Alternatively, Periplus’ Byzantium could be Vaijayanti or Jayantipura, better known as Banavasi, in the Uttara Kannada district. This is obviously not a port, lying on the eastern slopes of the Sahyadri in the Malenadu countryside. But that it was a major trading hub, is very probable; Periplus does not specify Byzantium as a port; calls it a ‘market-town’. Hwen Thsang refers to it as Kong-kien-na-pu-lo, which Cunningham reads to be Konkana-pura, the city or capital of Konkan. [Cunningham, 1871: The Ancient Geography of India, Vol. I, 553] But intriguingly, Burgess’s report on the inscriptions in Buddhist rock temples at Karle refers to Vaijayanti as “a town on the coast of Konkan”. [Burgess & Pandit, 1881: Inscriptions from the Cave Temples of Western India, 28] Was there another town by name Vaijayanti on the coast of Konkan, which Periplus referred to as Byzantium? Could Schoff be right? Or was Burgess simply giving expression to the fact that Banavasi was the capital of Konkan that extended to the sea?
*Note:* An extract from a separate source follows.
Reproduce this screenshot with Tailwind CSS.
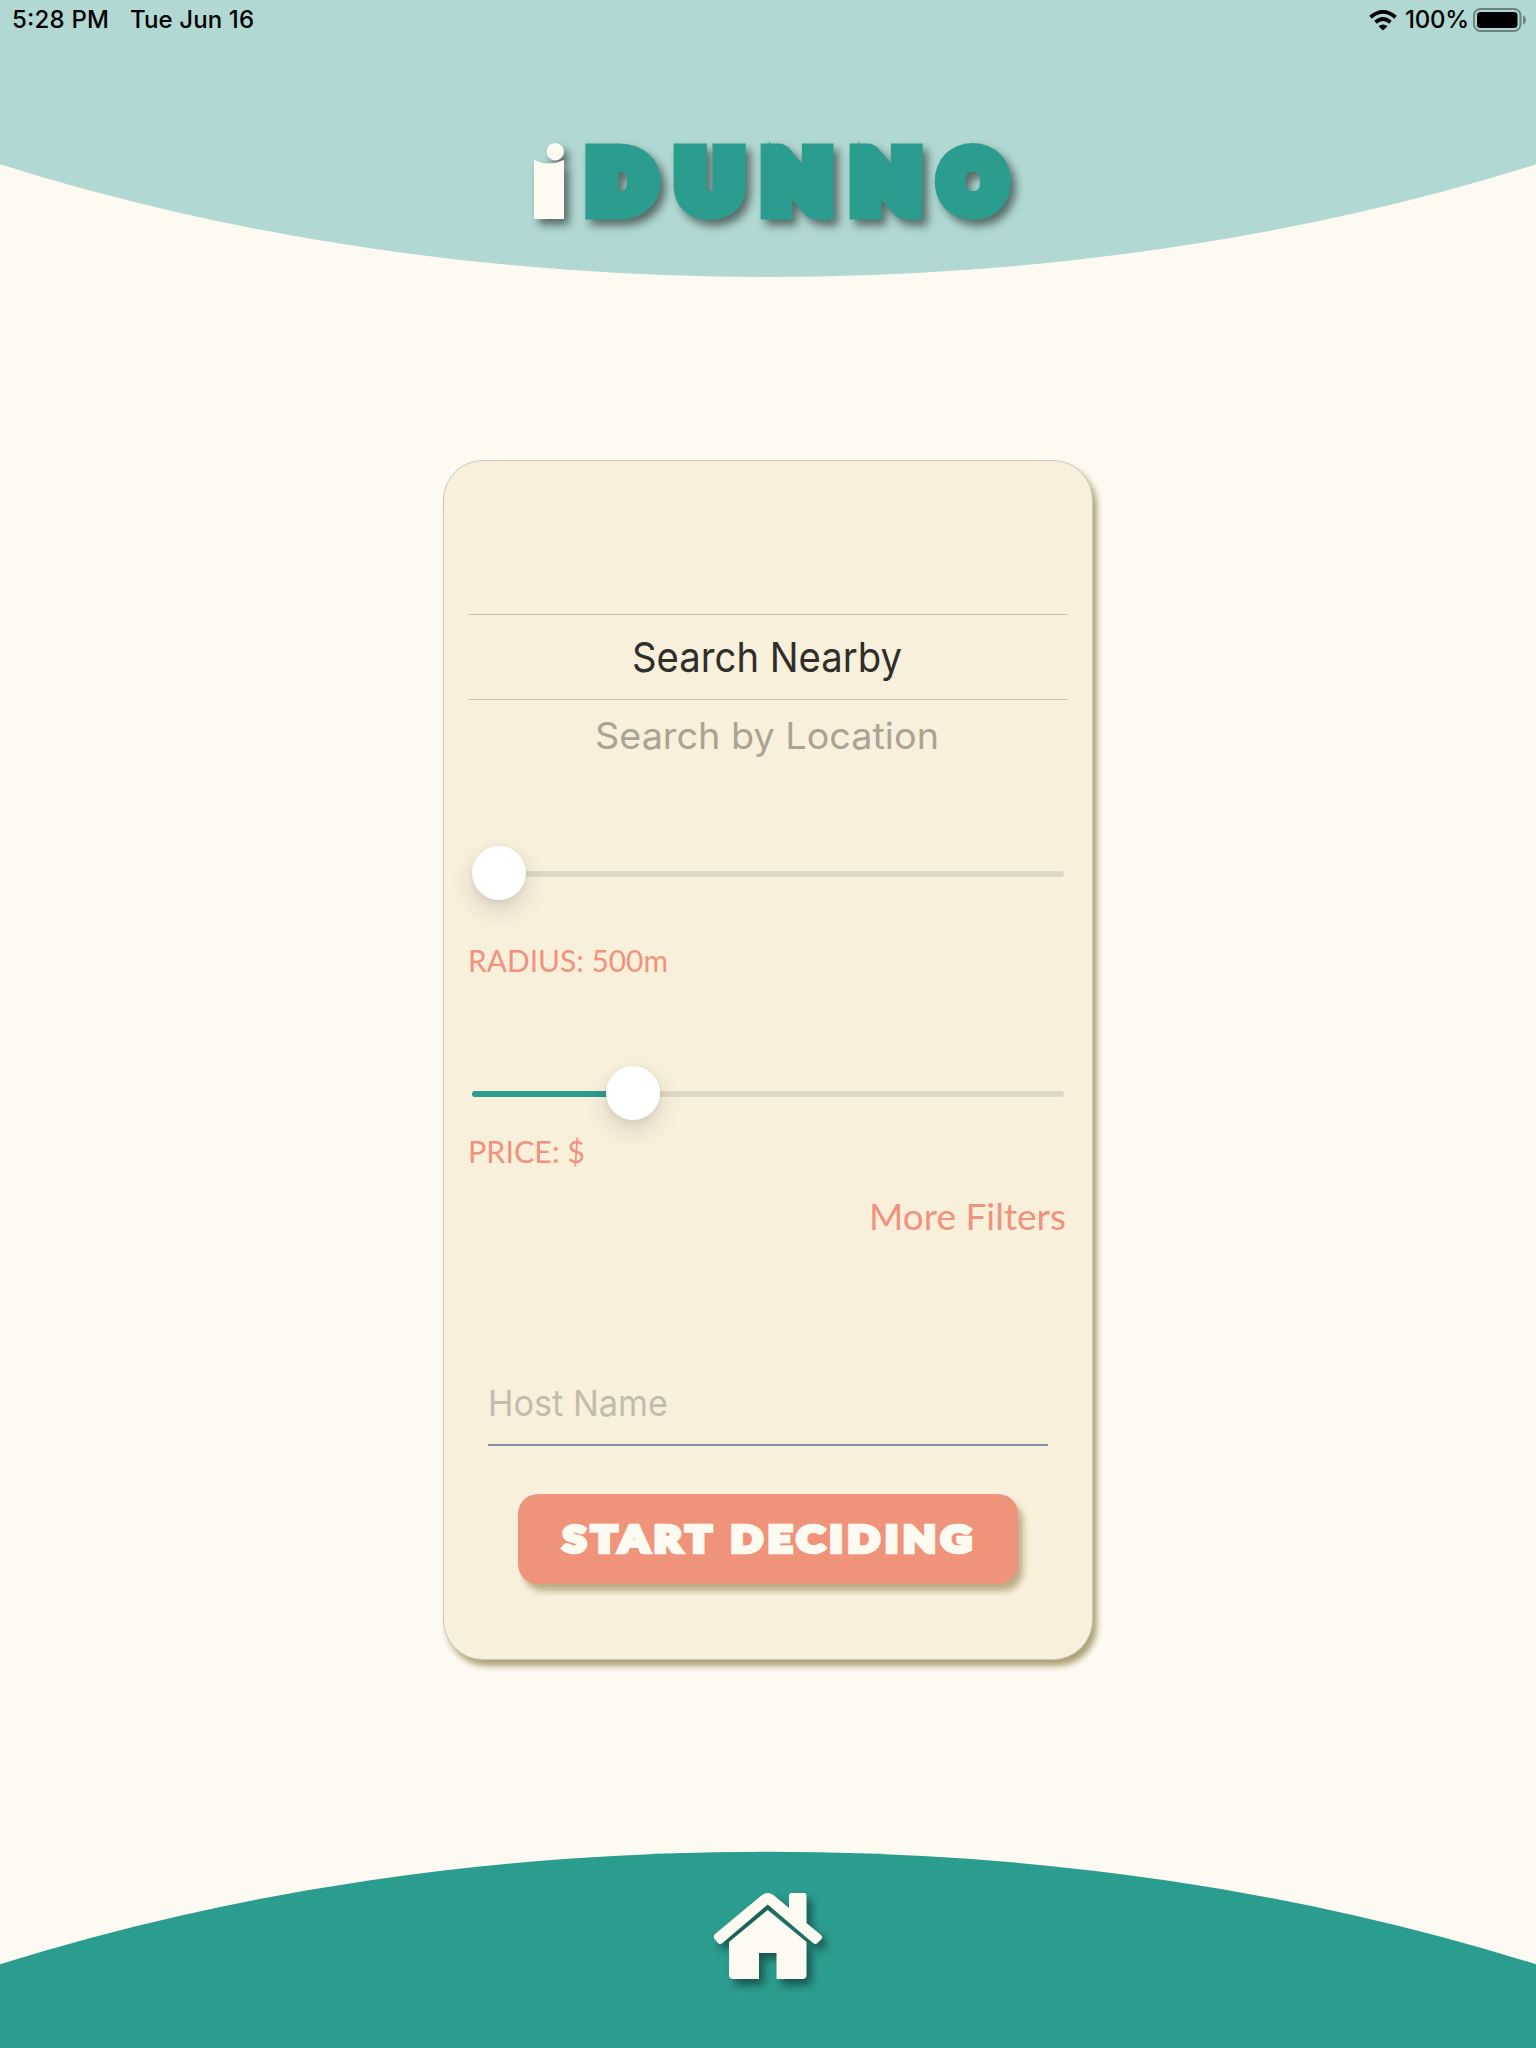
<!DOCTYPE html>
<html lang="en">
<head>
<meta charset="utf-8">
<title>iDunno</title>
<script src="https://cdn.jsdelivr.net/npm/@tailwindcss/browser@4"></script>
</head>
<body class="w-[1536px] h-[2048px] overflow-hidden bg-[#fdfaf2] font-[Inter,sans-serif] flex flex-col items-center">
<header class="relative w-full h-[460px] shrink-0">
  <svg class="absolute inset-0" width="1536" height="460" viewBox="0 0 1536 460">
    <path d="M0 0H1536V164.300A1536 841 0 0 1 0 164.300Z" fill="#b1d8d2"/>
  </svg>
  <div class="relative flex h-10 items-center justify-between pl-[12px] pr-[10px] text-black">
    <svg class="overflow-visible" width="260" height="40"><g font-family="Inter" font-size="24" font-weight="500"><text x="0" y="28" textLength="97">5:28 PM</text><text x="118" y="28" textLength="124">Tue Jun 16</text></g></svg>
    <svg class="overflow-visible" width="160" height="40" viewBox="1366 0 160 40">
      <g fill="none" stroke="#000" stroke-width="3.8"><path d="M1370.500 17.200Q1383 6.500 1395.500 17.200"/><path d="M1375.500 22.300Q1383 15.800 1390.500 22.300"/></g>
      <path d="M1378.500 26.200Q1383 22.800 1387.500 26.200L1383 30.500Z"/>
      <text x="1405" y="28" font-family="Inter" font-size="24" font-weight="500" textLength="64">100%</text>
      <rect x="1474" y="9" width="46.500" height="22" rx="6.500" fill="none" stroke="#6b8480" stroke-width="2"/>
      <rect x="1477" y="12" width="40.500" height="16" rx="3.500"/>
      <path d="M1523 15.500Q1526 17 1526 20T1523 24.500Z" fill="#6b8480"/>
    </svg>
  </div>
  <svg class="absolute left-[500px] top-[120px] overflow-visible [filter:drop-shadow(5px_6px_4px_rgb(0_0_0/0.5))]" width="540" height="130" viewBox="500 120 540 130" font-family="Lato" font-weight="900" font-size="78" stroke-width="19">
    <clipPath id="stem"><path d="M534 160Q549 167 564 160V219H534Z"/></clipPath>
    <g fill="#2b9d8e" stroke="#2b9d8e">
      <text transform="scale(1.08 1)" x="545.6 628 707.8 790.2" y="210.300">DUNN</text>
      <text transform="scale(0.99 1)" x="951" y="210.300">O</text>
    </g>
    <g clip-path="url(#stem)"><text x="537" y="213" font-size="84" fill="#fdfaf2" stroke="#fdfaf2" stroke-width="21">ı</text></g>
    <circle cx="555.300" cy="151.700" r="8.700" fill="#fdfaf2"/>
  </svg>
</header>

<main class="relative w-[650px] h-[1200px] shrink-0 rounded-[40px] border border-[#c8c9c4] bg-[#f9f0dc] shadow-[4px_6px_6px_#ada173] px-6 flex flex-col">
  <section class="mt-[153px] h-[86px] border-y border-[#c8c1b0]">
    <svg class="block overflow-visible" width="600" height="84"><text x="164" y="57" font-family="Inter" font-size="41.500" textLength="270" lengthAdjust="spacingAndGlyphs" fill="#2f2e2a">Search Nearby</text></svg>
  </section>
  <svg class="block overflow-visible" width="600" height="76"><text x="127" y="49" font-family="Inter" font-size="36.500" textLength="344" lengthAdjust="spacingAndGlyphs" fill="#aaa392">Search by Location</text></svg>

  <div class="relative mt-[71px] ml-1 w-[592px] h-[54px] flex items-center">
    <div class="h-1.5 w-full rounded-full bg-[#dfd8c6]"></div>
    <div class="absolute left-0 top-[-1px] size-[54px] rounded-full bg-white shadow-[0_10px_24px_rgb(0_0_0/0.14),0_2px_6px_rgb(0_0_0/0.06)]"></div>
  </div>
  <svg class="block mt-[45px] overflow-visible" width="600" height="40"><text x="0" y="26" font-family="Lato" font-size="30" textLength="200" lengthAdjust="spacingAndGlyphs" fill="#f0937d">RADIUS: 500m</text></svg>
  <div class="relative mt-[81px] ml-1 w-[592px] h-[54px] flex items-center">
    <div class="h-1.5 w-full rounded-full bg-[#dfd8c6]"><div class="h-full w-[161px] rounded-full bg-[#2b9d8e]"></div></div>
    <div class="absolute left-[134px] top-[-1px] size-[54px] rounded-full bg-white shadow-[0_10px_24px_rgb(0_0_0/0.14),0_2px_6px_rgb(0_0_0/0.06)]"></div>
  </div>
  <svg class="block mt-[16px] overflow-visible" width="600" height="40"><text x="0" y="26" font-family="Lato" font-size="30" textLength="117" lengthAdjust="spacingAndGlyphs" fill="#f0937d">PRICE: $</text></svg>
  <svg class="block mt-[26px] overflow-visible" width="600" height="44"><text x="401" y="27" font-family="Lato" font-size="36" textLength="197" lengthAdjust="spacingAndGlyphs" fill="#f0937d">More Filters</text></svg>
  <div class="mx-5 mt-[125px] h-[74px] border-b-2 border-[#8492a6]">
    <svg class="block overflow-visible" width="300" height="60"><text x="0" y="44" font-family="Inter" font-size="36" textLength="180" lengthAdjust="spacingAndGlyphs" fill="#c3bcad">Host Name</text></svg>
  </div>
  <button class="mt-12 ml-[50px] block w-[500px] h-[90px] rounded-[20px] bg-[#ef937b] shadow-[5px_7px_6px_#bcae86]">
    <svg class="block" width="500" height="90"><text transform="scale(1.18 1)" x="38.200" y="58" font-family="Lato" font-weight="900" font-size="35.500" textLength="346" fill="#fdfaf2" stroke="#fdfaf2" stroke-width="4.500">START DECIDING</text></svg>
  </button>
</main>

<footer class="mt-auto h-[198px] w-full shrink-0">
  <svg class="block" width="1536" height="198" viewBox="0 1850 1536 198">
    <path d="M0 1964.300A1536 841 0 0 1 1536 1964.300V2048H0Z" fill="#2b9d8e"/>
    <g class="[filter:drop-shadow(5px_6px_4px_rgb(0_0_0/0.45))]" fill="#fdfaf2">
      <path d="M714.500 1934.500L762 1895Q767.500 1891 773.500 1895L789 1908V1895.500Q789 1893 791.500 1893H804Q806.500 1893 806.500 1895.500V1923L821 1935Q823 1937 821.500 1939L817.500 1943Q815.500 1945 813 1943L767.700 1904.500L722.500 1943Q720 1945 718 1943L714.500 1939Q713 1937 714.500 1934.500Z"/>
      <path d="M767.700 1910L806.500 1942V1975Q806.500 1979 802.500 1979H776.500V1953H759V1979H733Q729 1979 729 1975V1942Z"/>
    </g>
  </svg>
</footer>
</body>
</html>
Probably at this point we need to draw our attention to the fact that ‘ports’ and ‘market-towns’ at this time were less ‘official’, in the sense of being developed by a state authority, and were more the results of a free enterprise; they could have been organised by merchants’ guilds. This is the impression that one gets from the story of Purna we have seen earlier. This probably explains the existence of several small ports in close proximity. Of course this does not rule out the contribution of kings in the development of ports and market-towns, at least in later times; we see the evidence of this, for instance, in the Shilahara plates. [Valipattana – The Shilahara Capital, July 23 2017] The maritime trading expeditions too seem to have been organised in a similar manner. [The Story Of Purna, April 22, 2018] That raises of question of naval battles, depicted, for instance, on Eksar hero stones. Piracy seems to have been a big problem for the trade. Schoff infers “from the few words in the Periplus” that the South Konkan and Kanara coasts were those more particularly infested by pirates. Possibly the merchant’s guilds or just group of merchants trading across the oceans, organised for defence of the fleets. Not very different from what is happening today along the east coast of Africa and the entrance to the Persian Gulf; shipping companies are hiring mercenary forces to protect the ships plying in this area.

Our search for ports and market-towns could lead us to our roots; that is the reason I said, we need to search for the archaeological remains of ports in the Zuari bay or along the river; for that is where we have supposed the kathiyavadi chaadd’ddi landed and settled in Goa.